_TASK TO COMPLETE_: Every record must be repeated exactly; omit any pictures they contain.

Stored items from a collection
-- begin --

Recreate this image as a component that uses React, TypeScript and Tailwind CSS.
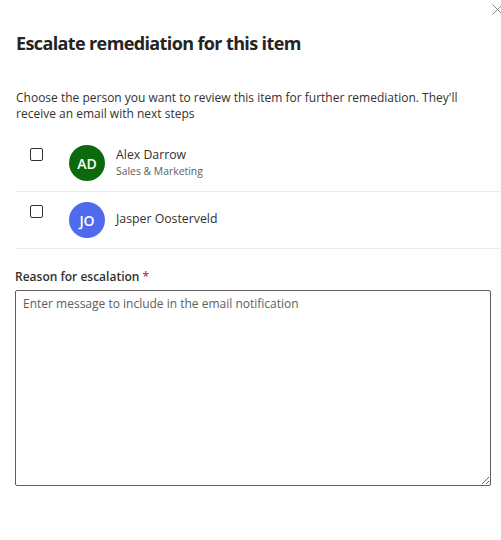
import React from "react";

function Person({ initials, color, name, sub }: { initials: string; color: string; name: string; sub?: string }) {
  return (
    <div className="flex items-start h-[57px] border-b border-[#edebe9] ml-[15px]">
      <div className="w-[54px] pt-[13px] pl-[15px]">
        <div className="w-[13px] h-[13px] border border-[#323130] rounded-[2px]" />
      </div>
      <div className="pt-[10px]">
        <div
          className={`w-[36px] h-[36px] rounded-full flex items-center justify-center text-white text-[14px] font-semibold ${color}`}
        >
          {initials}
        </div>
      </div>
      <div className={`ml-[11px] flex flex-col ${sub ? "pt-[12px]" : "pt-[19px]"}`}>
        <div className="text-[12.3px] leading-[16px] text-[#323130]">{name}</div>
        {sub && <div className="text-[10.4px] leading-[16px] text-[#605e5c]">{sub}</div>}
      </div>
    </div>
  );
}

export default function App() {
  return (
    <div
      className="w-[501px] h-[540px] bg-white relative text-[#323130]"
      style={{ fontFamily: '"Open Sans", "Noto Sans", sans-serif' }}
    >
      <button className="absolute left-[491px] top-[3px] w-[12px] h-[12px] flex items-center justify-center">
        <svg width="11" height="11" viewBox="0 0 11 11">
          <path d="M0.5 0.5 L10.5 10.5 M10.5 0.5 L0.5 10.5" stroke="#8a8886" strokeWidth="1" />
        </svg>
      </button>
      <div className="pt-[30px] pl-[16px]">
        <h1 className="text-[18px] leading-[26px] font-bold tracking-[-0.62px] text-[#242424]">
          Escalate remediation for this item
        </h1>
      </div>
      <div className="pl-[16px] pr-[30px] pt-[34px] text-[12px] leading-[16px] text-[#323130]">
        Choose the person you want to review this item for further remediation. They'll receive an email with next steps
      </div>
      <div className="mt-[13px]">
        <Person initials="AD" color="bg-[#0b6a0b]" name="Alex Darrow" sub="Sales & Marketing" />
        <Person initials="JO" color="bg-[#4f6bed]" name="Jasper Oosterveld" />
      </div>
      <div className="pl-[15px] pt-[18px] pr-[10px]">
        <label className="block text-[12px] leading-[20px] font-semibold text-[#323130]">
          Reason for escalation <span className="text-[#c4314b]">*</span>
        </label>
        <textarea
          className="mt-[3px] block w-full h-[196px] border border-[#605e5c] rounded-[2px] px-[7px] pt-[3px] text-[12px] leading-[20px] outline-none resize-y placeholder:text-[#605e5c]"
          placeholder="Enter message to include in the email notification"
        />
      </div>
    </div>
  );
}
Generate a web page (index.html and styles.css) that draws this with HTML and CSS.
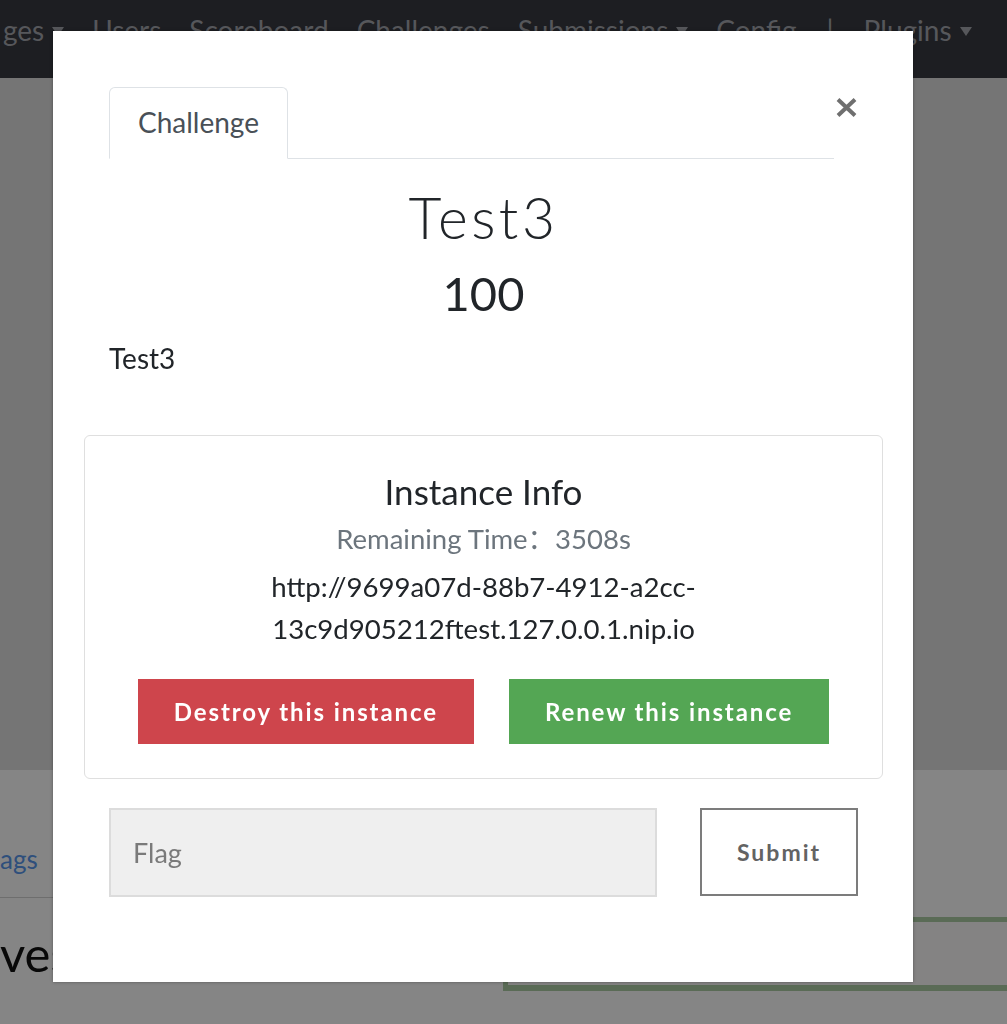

-- end --

_SOLUTION BELOW_:
Recreate this image as a component that uses React, TypeScript and Tailwind CSS.
import React from "react";

function Person({ initials, color, name, sub }: { initials: string; color: string; name: string; sub?: string }) {
  return (
    <div className="flex items-start h-[57px] border-b border-[#edebe9] ml-[15px]">
      <div className="w-[54px] pt-[13px] pl-[15px]">
        <div className="w-[13px] h-[13px] border border-[#323130] rounded-[2px]" />
      </div>
      <div className="pt-[10px]">
        <div
          className={`w-[36px] h-[36px] rounded-full flex items-center justify-center text-white text-[14px] font-semibold ${color}`}
        >
          {initials}
        </div>
      </div>
      <div className={`ml-[11px] flex flex-col ${sub ? "pt-[12px]" : "pt-[19px]"}`}>
        <div className="text-[12.3px] leading-[16px] text-[#323130]">{name}</div>
        {sub && <div className="text-[10.4px] leading-[16px] text-[#605e5c]">{sub}</div>}
      </div>
    </div>
  );
}

export default function App() {
  return (
    <div
      className="w-[501px] h-[540px] bg-white relative text-[#323130]"
      style={{ fontFamily: '"Open Sans", "Noto Sans", sans-serif' }}
    >
      <button className="absolute left-[491px] top-[3px] w-[12px] h-[12px] flex items-center justify-center">
        <svg width="11" height="11" viewBox="0 0 11 11">
          <path d="M0.5 0.5 L10.5 10.5 M10.5 0.5 L0.5 10.5" stroke="#8a8886" strokeWidth="1" />
        </svg>
      </button>
      <div className="pt-[30px] pl-[16px]">
        <h1 className="text-[18px] leading-[26px] font-bold tracking-[-0.62px] text-[#242424]">
          Escalate remediation for this item
        </h1>
      </div>
      <div className="pl-[16px] pr-[30px] pt-[34px] text-[12px] leading-[16px] text-[#323130]">
        Choose the person you want to review this item for further remediation. They'll receive an email with next steps
      </div>
      <div className="mt-[13px]">
        <Person initials="AD" color="bg-[#0b6a0b]" name="Alex Darrow" sub="Sales & Marketing" />
        <Person initials="JO" color="bg-[#4f6bed]" name="Jasper Oosterveld" />
      </div>
      <div className="pl-[15px] pt-[18px] pr-[10px]">
        <label className="block text-[12px] leading-[20px] font-semibold text-[#323130]">
          Reason for escalation <span className="text-[#c4314b]">*</span>
        </label>
        <textarea
          className="mt-[3px] block w-full h-[196px] border border-[#605e5c] rounded-[2px] px-[7px] pt-[3px] text-[12px] leading-[20px] outline-none resize-y placeholder:text-[#605e5c]"
          placeholder="Enter message to include in the email notification"
        />
      </div>
    </div>
  );
}
Generate a web page (index.html and styles.css) that draws this with HTML and CSS.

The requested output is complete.